Chairman of the Executive Committee of Tallinn
- In office 17 September 1945 – 27 March 1961
- Preceded by: Ado Kurvits
- Succeeded by: Johannes Undusk

Personal details
- Born: 23 November 1895 Tallinn, Governorate of Estonia, Russian Empire
- Died: 4 October 1977 (aged 81) Tallinn, Estonia
- Resting place: Metsakalmistu
- Party: Communist Party of Estonia

= Aleksander Hendrikson =

Estonian politician, communist

Aleksander Hendrikson (23 November 1895 – 4 October 1977) was an Estonian Soviet communist politician who was the chairman of the executive committee of Tallinn from 17 September 1945 to 27 March 1961.

==Biography==
===Early life and career===
Hendrikson was born into a worker's family, graduated from primary school in 1910 and went to work as a student of a locksmith at a paper mill. Until 1918, he worked in several industrial plants, and from 1914 to 1918, he worked as a locksmith at the wagon construction workshop at Dvigatel. A member of the Estonian Communist Party since 1917, in 1918, when the German forces invaded Tallinn, he left with the Red Army on a war ship to Helsinki, volunteering to join the Baltic Fleet. He served in Kronstadt on the ship "Respublika". He later fought in the 1918 Battle of Narva and the Estonian War of Independence for the Soviet Union. After the Estonian side won out, Hendrikson left for Leningrad. The Politburo of the Baltic Fleet sent Hendrikson in 1921 to study at the Estonian Labor Faculty in Leningrad. He graduated in 1924. During the summer he worked as a freighter on a cargo ship, traveled between England, Germany, Sweden, and Finland. He then entered Leningrad's F. Engels National Institute of Economics, where he graduated from the Industrial Department in 1929 and was sent to work as an engineer at the Leningrad Chemistry Department's Planning Department. The trust was reorganized in the 1930s to Lakokraska, and Hendrikson was appointed to head the economic planning department.

In 1932, he was appointed director of the chemical plant Respublika, where he worked until 1934, when he was mobilizing the Central Committee of the Communist Party of the Soviet Union to work in agriculture and sent to Chelyabinsk Oblast as a director of the grain farm "Burano". He worked there until 1939, when he was released on his own request.

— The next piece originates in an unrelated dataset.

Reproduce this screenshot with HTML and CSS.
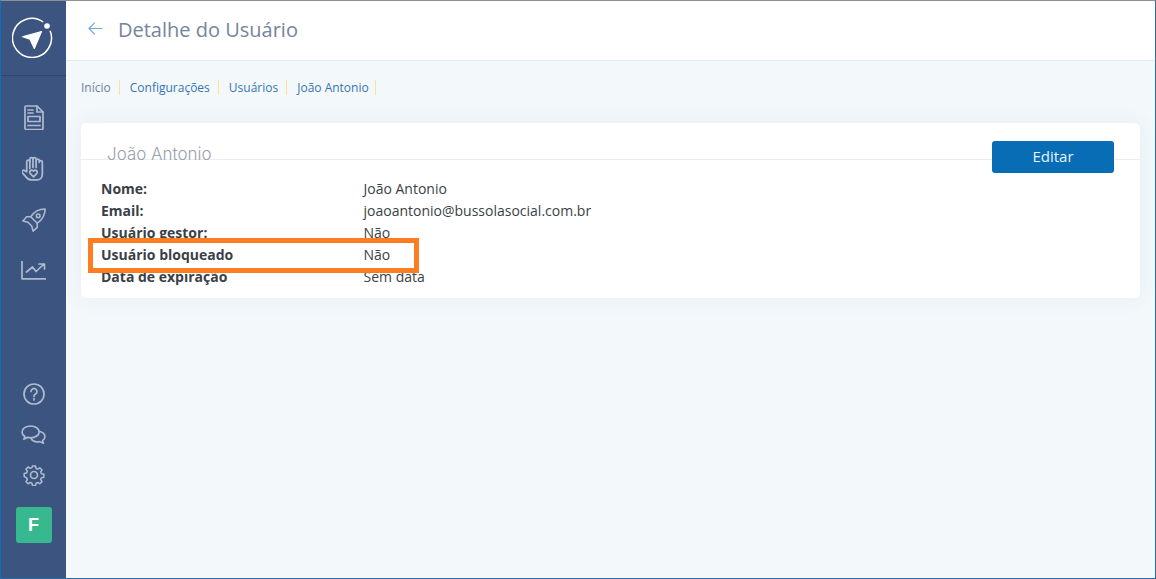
FILE: index.html
```html
<!DOCTYPE html>
<html lang="pt-BR">
<head>
<meta charset="utf-8">
<title>Detalhe do Usuário</title>
<link rel="stylesheet" href="styles.css">
</head>
<body>
<div class="app">
  <aside class="sidebar">
    <div class="logo">
      <svg class="logo-mark" width="42" height="42" viewBox="0 0 42 42" fill="none">
        <path d="M38.1 14.700A19.500 19.500 0 1 1 31.200 6" stroke="#fff" stroke-width="1.500"/>
        <circle cx="35" cy="10" r="2.800" fill="#fff"/>
        <path d="M10.500 20.800 29.500 15.500 22.300 32.500 18 23.200z" fill="#fff" stroke="#fff" stroke-width="1.200" stroke-linejoin="round"/>
      </svg>
    </div>
    <nav class="nav-top">
      <svg class="icon" width="20" height="25" viewBox="0 0 20 25"><path d="M2 1h11l6 6v16.500a1 1 0 0 1-1 1H2a1 1 0 0 1-1-1V2a1 1 0 0 1 1-1z"/><path d="M13 1v6h6M4 5h5M4 8h5M4 11.500h12v5H4zM4 20.500h12"/></svg>
      <svg class="icon" width="23" height="25" viewBox="0 0 22 24"><path d="M5.500 15V5.500a1.500 1.500 0 0 1 3 0V3a1.500 1.500 0 0 1 3 0V3a1.500 1.500 0 0 1 3 0v1.500a1.500 1.500 0 0 1 3 0V6a1.500 1.500 0 0 1 3 0v11c0 3.500-2 6-5 6h-5.500c-2.500 0-4-1.200-5.500-3.200L1.200 16c-1-1.500 1-3.200 2.300-2z" transform="translate(-1 0)"/><path d="M7.500 5v7M10.500 3v8M13.500 4.500V11M11 20l-3.300-3.400a1.900 1.900 0 0 1 2.800-2.500l.5.500.5-.500a1.900 1.900 0 0 1 2.800 2.500z"/></svg>
      <svg class="icon" width="24" height="24" viewBox="0 0 26 26"><path d="M25 1c-7 0-12 3-15.500 8.500l7 7C21.500 13 25 8 25 1z"/><circle cx="17.500" cy="8.500" r="2"/><path d="M9.500 9.500H5L1 14l5.500 1.500M16.500 16.500V21L12 25l-1.500-5.500M6.500 15.500l4 4"/></svg>
      <svg class="icon" width="25" height="19" viewBox="0 0 25 19"><path d="M1 0v17.800h24M5.500 11l6-5 3.500 4.500L23 3M18 3h5.500v5"/></svg>
    </nav>
    <nav class="nav-bottom">
      <svg class="icon" width="22" height="22" viewBox="0 0 22 22"><circle cx="11" cy="11" r="10"/><path d="M8 8.500a3 3 0 1 1 4.500 2.600c-1 .6-1.500 1.200-1.500 2.400M11 15.500v1.500"/></svg>
      <svg class="icon" width="25" height="19" viewBox="0 0 26 20"><path d="M10 1C5 1 1 3.800 1 7.300c0 2 1.200 3.700 3 4.800L2.800 15l4.200-2c1 .2 2 .4 3 .4 5 0 9-2.800 9-6.100S15 1 10 1z"/><path d="M19 6.500c3.300.8 6 3 6 5.800 0 1.800-1 3.200-2.500 4.200l1 2.700-4-1.700c-4 .7-7.500-.6-9-3.300"/></svg>
      <svg class="icon" width="22" height="22" viewBox="0 0 22 22"><circle cx="11" cy="11" r="3.500"/><path d="M9.300 1h3.400l.6 2.700 1.900.8 2.300-1.500 2.400 2.400-1.500 2.300.8 1.900 2.700.6v3.400l-2.700.6-.8 1.900 1.500 2.300-2.400 2.400-2.300-1.500-1.900.8-.6 2.700H9.300l-.6-2.700-1.900-.8-2.300 1.500-2.400-2.400 1.500-2.300-.8-1.900L.1 12.700V9.300l2.700-.6.8-1.900L2.100 4.500l2.400-2.400 2.300 1.500 1.900-.8z" transform="translate(1.100 1.100) scale(.9)"/></svg>
      <div class="avatar">F</div>
    </nav>
  </aside>
  <main class="main">
    <header class="topbar">
      <svg class="back" width="15" height="13" viewBox="0 0 15 13"><path d="M14.500 6.500H1M6.800 .7 1 6.500l5.800 5.800"/></svg>
      <h1 class="title">Detalhe do Usuário</h1>
    </header>
    <ul class="crumbs">
      <li>Início</li>
      <li>Configurações</li>
      <li>Usuários</li>
      <li>João Antonio</li>
    </ul>
    <section class="card">
      <div class="card-head">
        <h2 class="card-title">João Antonio</h2>
        <button class="edit" type="button">Editar</button>
      </div>
      <dl class="details">
        <div class="row"><dt>Nome:</dt><dd>João Antonio</dd></div>
        <div class="row"><dt>Email:</dt><dd>joaoantonio@bussolasocial.com.br</dd></div>
        <div class="row"><dt>Usuário gestor:</dt><dd>Não</dd></div>
        <div class="row"><dt>Usuário bloqueado</dt><dd>Não</dd></div>
        <div class="row"><dt>Data de expiração</dt><dd>Sem data</dd></div>
      </dl>
      <div class="highlight"></div>
    </section>
  </main>
</div>
</body>
</html>
```
FILE: styles.css
```css
* { box-sizing: border-box; }
html, body { margin: 0; height: 100%; }
body { font-family: "Open Sans", "Liberation Sans", sans-serif; background: #f3f8fb; }
.app {
  display: flex;
  width: 1156px;
  height: 579px;
  border-top: 1px solid #8f8f8f;
  border-left: 1px solid #1170bd;
  border-right: 1px solid #2a6ca6;
  border-bottom: 1px solid #2a6ca6;
  overflow: hidden;
}
.sidebar {
  width: 65px;
  flex: none;
  background: #3b5580;
  display: flex;
  flex-direction: column;
  align-items: center;
}
.logo {
  width: 100%;
  height: 75px;
  border-bottom: 1px solid #2f4668;
  display: flex;
  align-items: center;
  justify-content: center;
  padding: 0 0 2px 0;
}
.logo-mark { margin-left: -1px; }
.nav-top {
  display: grid;
  grid-auto-rows: 51px;
  place-items: center;
  padding-top: 16px;
}
.nav-bottom { margin-top: auto; display: flex; flex-direction: column; align-items: center; gap: 20px; padding-bottom: 35px; }
.icon { fill: none; stroke: #afbace; stroke-width: 1.700; stroke-linejoin: round; stroke-linecap: round; display: block; }
.avatar {
  width: 36px;
  height: 36px;
  margin-top: 1px;
  border-radius: 3px;
  background: #38b88f;
  color: #fff;
  font-family: "Liberation Sans", sans-serif;
  font-weight: 700;
  font-size: 18px;
  line-height: 36px;
  text-align: center;
}
.main { flex: 1; display: flex; flex-direction: column; min-width: 0; background: #f3f8fb; }
.topbar {
  height: 60px;
  flex: none;
  background: #fff;
  border-bottom: 1px solid #e2ebf2;
  display: flex;
  align-items: center;
  padding-left: 22px;
  gap: 15px;
}
.back { fill: none; stroke: #6fa8dc; stroke-width: 1.200; margin-top: -5px; }
.title { margin: 0; font-size: 20px; font-weight: 400; color: #75849a; margin-top: -2px; }
.crumbs { list-style: none; margin: 0; padding: 19px 0 0 15px; display: flex; height: 62px; flex: none; font-size: 12px; line-height: 15px; color: #3874b3; }
.crumbs li { height: 15px; padding-right: 8px; margin-right: 10px; border-right: 1px solid #fbe29a; }
.crumbs li:first-child { color: #71819f; }
.crumbs li:last-child { padding-right: 6px; }
.card {
  position: relative;
  margin: 0 15px 0 15px;
  width: 1059px;
  height: 175px;
  background: #fff;
  border-radius: 5px;
  box-shadow: 0 0 22px rgba(60, 90, 120, .07);
}
.card-head {
  height: 37px;
  border-bottom: 1px solid #e8eef5;
  display: flex;
  justify-content: space-between;
  align-items: flex-start;
  padding: 18px 26px 0 26px;
}
.card-title { margin: 0; font-family: "Inter", "Open Sans", sans-serif; font-weight: 300; font-size: 17px; line-height: 26px; color: #9a9fa9; white-space: nowrap; }
.edit {
  width: 122px;
  height: 32px;
  border: 0;
  padding: 0 0 2px;
  border-radius: 3px;
  background: #086db5;
  color: #e8f3fb;
  font-family: "Open Sans", sans-serif;
  font-size: 15px;
  position: relative;
}
.details { margin: 18px 0 0 20px; font-size: 14px; line-height: 22px; color: #3b3f46; }
.row { display: flex; height: 22px; }
.row dt { width: 262.500px; font-weight: 700; color: #3a3f48; }
.row dd { margin: 0; }
.highlight {
  position: absolute;
  left: 7px;
  top: 115px;
  width: 331px;
  height: 35px;
  border: 5px solid #fd7e22;
}
```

Hendrikson traveled back to Leningrad and started working as an art paint factory manager at the Department of Labor and Technical Regulation. In 1941, he was appointed as the chief of the mineral raw materials department, where he worked until June 1944.

===In Estonia===
In June 1944, Hendrikson was sent to the Central Committee of the Communist Party of Estonia and was appointed Deputy Secretary of the Central Committee in the field of industry. By decision of the Bureau of the Central Committee, Hendrikson was appointed EC Bureau Chief Commercial Officer of the Industrial Division, and by decision on 7 October 1944, as Deputy Secretary of Industry and Head of Industry. By decision of the Bureau on 3 February 1945, he was approved as secretary to the Tallinn City Committee.

By decision of the Bureau on 17 September 1945, Hendrikson was appointed chairman of the executive committee of Tallinn. He was the chairman until 27 March 1961. He was the chairman in the immediate aftermath of World War II. He was remembered as a loyal member of the Communist party and for his organizational abilities in regards to the clearing of the damage of Tallinn after the war. At the session of the Central Bank Office of the ECB in 1961, Hendrikson applied for a federal personal pension starting 1 March and the decision of the Tallinn LK Office on 29 March was to dismiss Hendrikson as chairman of the executive committee in connection with his retirement. This was presented to the Presidium of the Supreme Council of the Estonian SSR for reward. After retiring, Hendrikson, from 1963 to his death in 1977, had been chairing a non-partisan commission at the Tallinn City Committee. After his retirement, he worked extensively with the youth legions of the Communist Party of Estonia. He was succeeded by Johannes Undusk.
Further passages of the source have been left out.